* **EXERCISE**: Reproduce each line exactly.

* **SUPPLIED INFORMATION**:
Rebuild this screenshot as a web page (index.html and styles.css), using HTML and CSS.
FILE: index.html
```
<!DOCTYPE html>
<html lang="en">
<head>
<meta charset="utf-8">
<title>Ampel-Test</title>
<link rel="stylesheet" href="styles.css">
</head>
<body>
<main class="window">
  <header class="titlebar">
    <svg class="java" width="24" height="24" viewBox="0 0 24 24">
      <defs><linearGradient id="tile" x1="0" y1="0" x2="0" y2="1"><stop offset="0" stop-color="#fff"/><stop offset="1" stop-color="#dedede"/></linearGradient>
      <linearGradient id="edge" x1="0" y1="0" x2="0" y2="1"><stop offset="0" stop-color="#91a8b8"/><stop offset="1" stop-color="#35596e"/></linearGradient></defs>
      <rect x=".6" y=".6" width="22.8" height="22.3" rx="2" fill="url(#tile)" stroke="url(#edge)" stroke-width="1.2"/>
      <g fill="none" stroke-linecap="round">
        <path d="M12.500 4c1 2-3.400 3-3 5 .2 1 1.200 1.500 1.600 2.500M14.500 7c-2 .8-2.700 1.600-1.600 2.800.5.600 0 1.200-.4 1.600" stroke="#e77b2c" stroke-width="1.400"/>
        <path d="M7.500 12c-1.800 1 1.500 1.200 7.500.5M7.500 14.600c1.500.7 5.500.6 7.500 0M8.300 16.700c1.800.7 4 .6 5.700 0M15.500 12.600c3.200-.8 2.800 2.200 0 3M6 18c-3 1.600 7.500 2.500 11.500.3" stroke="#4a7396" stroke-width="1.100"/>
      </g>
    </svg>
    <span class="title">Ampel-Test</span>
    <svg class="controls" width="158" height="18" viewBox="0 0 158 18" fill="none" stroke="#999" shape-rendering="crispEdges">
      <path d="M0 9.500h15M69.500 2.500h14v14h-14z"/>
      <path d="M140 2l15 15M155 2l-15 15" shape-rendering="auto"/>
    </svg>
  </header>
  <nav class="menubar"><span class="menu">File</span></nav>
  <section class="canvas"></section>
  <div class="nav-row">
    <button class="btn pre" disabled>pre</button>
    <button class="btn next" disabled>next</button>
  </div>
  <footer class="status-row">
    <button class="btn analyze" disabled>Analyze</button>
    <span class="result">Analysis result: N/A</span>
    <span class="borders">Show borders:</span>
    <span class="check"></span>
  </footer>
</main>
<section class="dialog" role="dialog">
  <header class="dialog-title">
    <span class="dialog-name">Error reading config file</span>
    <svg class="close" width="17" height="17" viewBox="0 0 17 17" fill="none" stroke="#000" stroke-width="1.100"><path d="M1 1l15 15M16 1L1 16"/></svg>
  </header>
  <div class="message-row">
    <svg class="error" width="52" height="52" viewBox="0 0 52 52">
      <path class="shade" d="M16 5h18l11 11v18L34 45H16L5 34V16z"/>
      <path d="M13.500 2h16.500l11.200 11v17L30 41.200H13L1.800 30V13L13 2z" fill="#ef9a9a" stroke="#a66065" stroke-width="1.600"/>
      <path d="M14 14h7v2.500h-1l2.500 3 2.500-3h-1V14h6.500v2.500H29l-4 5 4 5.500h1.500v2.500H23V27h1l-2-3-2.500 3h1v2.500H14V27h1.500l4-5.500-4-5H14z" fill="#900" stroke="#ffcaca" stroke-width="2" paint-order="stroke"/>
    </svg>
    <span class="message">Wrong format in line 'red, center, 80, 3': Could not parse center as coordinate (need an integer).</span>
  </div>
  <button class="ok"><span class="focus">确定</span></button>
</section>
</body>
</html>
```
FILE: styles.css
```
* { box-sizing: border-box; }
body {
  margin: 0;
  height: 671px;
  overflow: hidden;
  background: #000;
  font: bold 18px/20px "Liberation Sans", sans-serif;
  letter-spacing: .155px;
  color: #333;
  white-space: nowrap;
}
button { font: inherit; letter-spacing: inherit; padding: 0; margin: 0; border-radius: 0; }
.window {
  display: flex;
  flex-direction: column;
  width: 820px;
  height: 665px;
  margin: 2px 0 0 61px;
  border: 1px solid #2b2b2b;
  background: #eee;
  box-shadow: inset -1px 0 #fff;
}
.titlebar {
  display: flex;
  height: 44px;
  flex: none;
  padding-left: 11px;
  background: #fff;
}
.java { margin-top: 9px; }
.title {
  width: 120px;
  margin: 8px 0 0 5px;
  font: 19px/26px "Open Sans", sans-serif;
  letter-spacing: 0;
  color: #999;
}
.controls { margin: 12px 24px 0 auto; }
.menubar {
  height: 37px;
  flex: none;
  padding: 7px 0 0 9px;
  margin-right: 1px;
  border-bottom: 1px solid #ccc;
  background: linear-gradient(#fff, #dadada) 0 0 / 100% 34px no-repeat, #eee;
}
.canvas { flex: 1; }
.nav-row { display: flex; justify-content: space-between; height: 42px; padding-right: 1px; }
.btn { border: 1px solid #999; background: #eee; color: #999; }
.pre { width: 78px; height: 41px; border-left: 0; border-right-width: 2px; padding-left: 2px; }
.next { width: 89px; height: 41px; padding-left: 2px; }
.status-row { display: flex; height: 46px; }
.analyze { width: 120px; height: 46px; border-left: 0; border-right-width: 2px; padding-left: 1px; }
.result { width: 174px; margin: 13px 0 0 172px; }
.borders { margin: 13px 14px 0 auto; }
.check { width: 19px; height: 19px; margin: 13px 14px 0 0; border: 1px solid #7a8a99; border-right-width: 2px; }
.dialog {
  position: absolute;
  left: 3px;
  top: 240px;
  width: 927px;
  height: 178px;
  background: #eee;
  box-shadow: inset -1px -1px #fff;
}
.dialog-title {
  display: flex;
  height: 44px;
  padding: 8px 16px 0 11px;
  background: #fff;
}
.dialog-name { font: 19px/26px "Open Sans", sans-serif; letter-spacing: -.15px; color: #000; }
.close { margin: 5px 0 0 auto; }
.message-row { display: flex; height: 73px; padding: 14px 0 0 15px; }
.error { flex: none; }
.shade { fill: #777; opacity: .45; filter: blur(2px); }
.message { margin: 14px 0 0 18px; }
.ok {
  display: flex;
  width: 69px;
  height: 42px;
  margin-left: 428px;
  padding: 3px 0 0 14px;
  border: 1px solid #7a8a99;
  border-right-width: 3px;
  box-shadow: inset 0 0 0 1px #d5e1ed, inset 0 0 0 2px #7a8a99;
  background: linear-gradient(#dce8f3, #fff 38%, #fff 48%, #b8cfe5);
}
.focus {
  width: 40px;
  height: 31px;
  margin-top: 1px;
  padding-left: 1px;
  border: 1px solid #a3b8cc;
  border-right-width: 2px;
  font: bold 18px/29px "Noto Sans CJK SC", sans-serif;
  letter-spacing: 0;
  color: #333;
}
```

* **THE RESULT**:
Rebuild this screenshot as a web page (index.html and styles.css), using HTML and CSS.
FILE: index.html
```
<!DOCTYPE html>
<html lang="en">
<head>
<meta charset="utf-8">
<title>Ampel-Test</title>
<link rel="stylesheet" href="styles.css">
</head>
<body>
<main class="window">
  <header class="titlebar">
    <svg class="java" width="24" height="24" viewBox="0 0 24 24">
      <defs><linearGradient id="tile" x1="0" y1="0" x2="0" y2="1"><stop offset="0" stop-color="#fff"/><stop offset="1" stop-color="#dedede"/></linearGradient>
      <linearGradient id="edge" x1="0" y1="0" x2="0" y2="1"><stop offset="0" stop-color="#91a8b8"/><stop offset="1" stop-color="#35596e"/></linearGradient></defs>
      <rect x=".6" y=".6" width="22.8" height="22.3" rx="2" fill="url(#tile)" stroke="url(#edge)" stroke-width="1.2"/>
      <g fill="none" stroke-linecap="round">
        <path d="M12.500 4c1 2-3.400 3-3 5 .2 1 1.200 1.500 1.600 2.500M14.500 7c-2 .8-2.700 1.600-1.600 2.800.5.600 0 1.200-.4 1.600" stroke="#e77b2c" stroke-width="1.400"/>
        <path d="M7.500 12c-1.800 1 1.500 1.200 7.500.5M7.500 14.600c1.500.7 5.500.6 7.500 0M8.300 16.700c1.800.7 4 .6 5.700 0M15.500 12.600c3.200-.8 2.800 2.200 0 3M6 18c-3 1.600 7.500 2.500 11.500.3" stroke="#4a7396" stroke-width="1.100"/>
      </g>
    </svg>
    <span class="title">Ampel-Test</span>
    <svg class="controls" width="158" height="18" viewBox="0 0 158 18" fill="none" stroke="#999" shape-rendering="crispEdges">
      <path d="M0 9.500h15M69.500 2.500h14v14h-14z"/>
      <path d="M140 2l15 15M155 2l-15 15" shape-rendering="auto"/>
    </svg>
  </header>
  <nav class="menubar"><span class="menu">File</span></nav>
  <section class="canvas"></section>
  <div class="nav-row">
    <button class="btn pre" disabled>pre</button>
    <button class="btn next" disabled>next</button>
  </div>
  <footer class="status-row">
    <button class="btn analyze" disabled>Analyze</button>
    <span class="result">Analysis result: N/A</span>
    <span class="borders">Show borders:</span>
    <span class="check"></span>
  </footer>
</main>
<section class="dialog" role="dialog">
  <header class="dialog-title">
    <span class="dialog-name">Error reading config file</span>
    <svg class="close" width="17" height="17" viewBox="0 0 17 17" fill="none" stroke="#000" stroke-width="1.100"><path d="M1 1l15 15M16 1L1 16"/></svg>
  </header>
  <div class="message-row">
    <svg class="error" width="52" height="52" viewBox="0 0 52 52">
      <path class="shade" d="M16 5h18l11 11v18L34 45H16L5 34V16z"/>
      <path d="M13.500 2h16.500l11.200 11v17L30 41.200H13L1.800 30V13L13 2z" fill="#ef9a9a" stroke="#a66065" stroke-width="1.600"/>
      <path d="M14 14h7v2.500h-1l2.500 3 2.500-3h-1V14h6.500v2.500H29l-4 5 4 5.500h1.500v2.500H23V27h1l-2-3-2.500 3h1v2.500H14V27h1.500l4-5.500-4-5H14z" fill="#900" stroke="#ffcaca" stroke-width="2" paint-order="stroke"/>
    </svg>
    <span class="message">Wrong format in line 'red, center, 80, 3': Could not parse center as coordinate (need an integer).</span>
  </div>
  <button class="ok"><span class="focus">确定</span></button>
</section>
</body>
</html>
```
FILE: styles.css
```
* { box-sizing: border-box; }
body {
  margin: 0;
  height: 671px;
  overflow: hidden;
  background: #000;
  font: bold 18px/20px "Liberation Sans", sans-serif;
  letter-spacing: .155px;
  color: #333;
  white-space: nowrap;
}
button { font: inherit; letter-spacing: inherit; padding: 0; margin: 0; border-radius: 0; }
.window {
  display: flex;
  flex-direction: column;
  width: 820px;
  height: 665px;
  margin: 2px 0 0 61px;
  border: 1px solid #2b2b2b;
  background: #eee;
  box-shadow: inset -1px 0 #fff;
}
.titlebar {
  display: flex;
  height: 44px;
  flex: none;
  padding-left: 11px;
  background: #fff;
}
.java { margin-top: 9px; }
.title {
  width: 120px;
  margin: 8px 0 0 5px;
  font: 19px/26px "Open Sans", sans-serif;
  letter-spacing: 0;
  color: #999;
}
.controls { margin: 12px 24px 0 auto; }
.menubar {
  height: 37px;
  flex: none;
  padding: 7px 0 0 9px;
  margin-right: 1px;
  border-bottom: 1px solid #ccc;
  background: linear-gradient(#fff, #dadada) 0 0 / 100% 34px no-repeat, #eee;
}
.canvas { flex: 1; }
.nav-row { display: flex; justify-content: space-between; height: 42px; padding-right: 1px; }
.btn { border: 1px solid #999; background: #eee; color: #999; }
.pre { width: 78px; height: 41px; border-left: 0; border-right-width: 2px; padding-left: 2px; }
.next { width: 89px; height: 41px; padding-left: 2px; }
.status-row { display: flex; height: 46px; }
.analyze { width: 120px; height: 46px; border-left: 0; border-right-width: 2px; padding-left: 1px; }
.result { width: 174px; margin: 13px 0 0 172px; }
.borders { margin: 13px 14px 0 auto; }
.check { width: 19px; height: 19px; margin: 13px 14px 0 0; border: 1px solid #7a8a99; border-right-width: 2px; }
.dialog {
  position: absolute;
  left: 3px;
  top: 240px;
  width: 927px;
  height: 178px;
  background: #eee;
  box-shadow: inset -1px -1px #fff;
}
.dialog-title {
  display: flex;
  height: 44px;
  padding: 8px 16px 0 11px;
  background: #fff;
}
.dialog-name { font: 19px/26px "Open Sans", sans-serif; letter-spacing: -.15px; color: #000; }
.close { margin: 5px 0 0 auto; }
.message-row { display: flex; height: 73px; padding: 14px 0 0 15px; }
.error { flex: none; }
.shade { fill: #777; opacity: .45; filter: blur(2px); }
.message { margin: 14px 0 0 18px; }
.ok {
  display: flex;
  width: 69px;
  height: 42px;
  margin-left: 428px;
  padding: 3px 0 0 14px;
  border: 1px solid #7a8a99;
  border-right-width: 3px;
  box-shadow: inset 0 0 0 1px #d5e1ed, inset 0 0 0 2px #7a8a99;
  background: linear-gradient(#dce8f3, #fff 38%, #fff 48%, #b8cfe5);
}
.focus {
  width: 40px;
  height: 31px;
  margin-top: 1px;
  padding-left: 1px;
  border: 1px solid #a3b8cc;
  border-right-width: 2px;
  font: bold 18px/29px "Noto Sans CJK SC", sans-serif;
  letter-spacing: 0;
  color: #333;
}
```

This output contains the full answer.